[begin AVAILABLE DATA]
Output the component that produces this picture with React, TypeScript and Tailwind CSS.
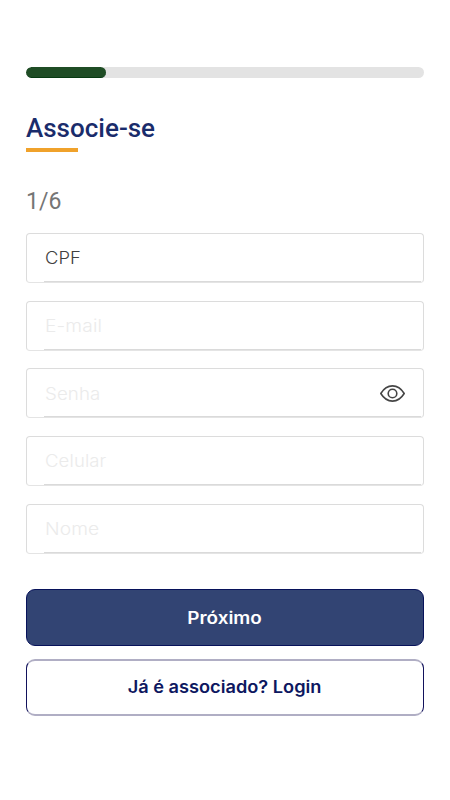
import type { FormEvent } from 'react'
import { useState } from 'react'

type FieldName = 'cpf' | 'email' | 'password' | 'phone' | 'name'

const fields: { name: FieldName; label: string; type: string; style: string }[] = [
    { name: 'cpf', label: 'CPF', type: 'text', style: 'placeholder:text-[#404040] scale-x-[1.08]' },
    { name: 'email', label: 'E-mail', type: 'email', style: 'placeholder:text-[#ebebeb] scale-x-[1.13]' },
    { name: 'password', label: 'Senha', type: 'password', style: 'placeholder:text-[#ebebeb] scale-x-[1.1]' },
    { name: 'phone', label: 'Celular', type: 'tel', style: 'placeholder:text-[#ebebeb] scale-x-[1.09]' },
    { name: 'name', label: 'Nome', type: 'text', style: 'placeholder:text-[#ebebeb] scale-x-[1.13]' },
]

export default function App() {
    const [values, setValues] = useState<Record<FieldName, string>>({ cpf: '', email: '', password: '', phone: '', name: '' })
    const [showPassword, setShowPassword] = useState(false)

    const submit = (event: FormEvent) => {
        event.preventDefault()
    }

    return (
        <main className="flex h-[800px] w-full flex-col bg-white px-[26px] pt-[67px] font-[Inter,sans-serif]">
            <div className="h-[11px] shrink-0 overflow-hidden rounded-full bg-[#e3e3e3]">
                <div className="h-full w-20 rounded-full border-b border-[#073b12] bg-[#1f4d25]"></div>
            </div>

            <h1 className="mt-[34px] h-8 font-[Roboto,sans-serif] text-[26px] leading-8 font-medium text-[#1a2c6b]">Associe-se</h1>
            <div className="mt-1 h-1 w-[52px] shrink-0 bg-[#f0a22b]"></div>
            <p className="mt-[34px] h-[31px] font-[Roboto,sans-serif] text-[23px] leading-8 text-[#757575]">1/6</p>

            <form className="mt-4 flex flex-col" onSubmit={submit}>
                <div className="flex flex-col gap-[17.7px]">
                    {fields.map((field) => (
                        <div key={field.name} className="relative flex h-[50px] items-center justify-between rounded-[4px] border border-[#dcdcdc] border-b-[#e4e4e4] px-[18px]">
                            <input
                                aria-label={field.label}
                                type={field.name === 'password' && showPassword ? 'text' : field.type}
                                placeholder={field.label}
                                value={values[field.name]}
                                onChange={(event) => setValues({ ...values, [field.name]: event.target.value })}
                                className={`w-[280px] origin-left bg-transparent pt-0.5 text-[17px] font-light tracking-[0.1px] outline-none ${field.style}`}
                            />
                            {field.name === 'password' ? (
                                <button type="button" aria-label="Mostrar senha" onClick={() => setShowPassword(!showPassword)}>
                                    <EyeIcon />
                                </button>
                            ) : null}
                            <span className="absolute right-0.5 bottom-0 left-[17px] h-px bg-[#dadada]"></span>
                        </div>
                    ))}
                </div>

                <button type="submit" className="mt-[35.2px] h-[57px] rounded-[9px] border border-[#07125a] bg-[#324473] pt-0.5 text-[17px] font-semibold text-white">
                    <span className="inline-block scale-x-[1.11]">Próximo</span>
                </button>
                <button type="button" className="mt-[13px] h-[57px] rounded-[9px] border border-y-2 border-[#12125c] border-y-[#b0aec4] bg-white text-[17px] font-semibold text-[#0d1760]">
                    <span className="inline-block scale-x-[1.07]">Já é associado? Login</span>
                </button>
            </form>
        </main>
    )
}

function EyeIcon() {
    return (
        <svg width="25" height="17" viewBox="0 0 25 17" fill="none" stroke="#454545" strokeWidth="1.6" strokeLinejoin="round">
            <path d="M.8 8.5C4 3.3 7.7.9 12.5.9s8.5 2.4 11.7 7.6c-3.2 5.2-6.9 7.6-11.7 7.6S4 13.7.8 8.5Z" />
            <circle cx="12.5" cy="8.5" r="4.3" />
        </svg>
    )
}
[end AVAILABLE DATA]
Repeat, word for word and with no pictures, only the lines running from the beginning of the data to the line that contains "type FieldName = 'cpf'".

> **WRITTEN RESPONSE**:
Output the component that produces this picture with React, TypeScript and Tailwind CSS.
import type { FormEvent } from 'react'
import { useState } from 'react'

type FieldName = 'cpf' | 'email' | 'password' | 'phone' | 'name'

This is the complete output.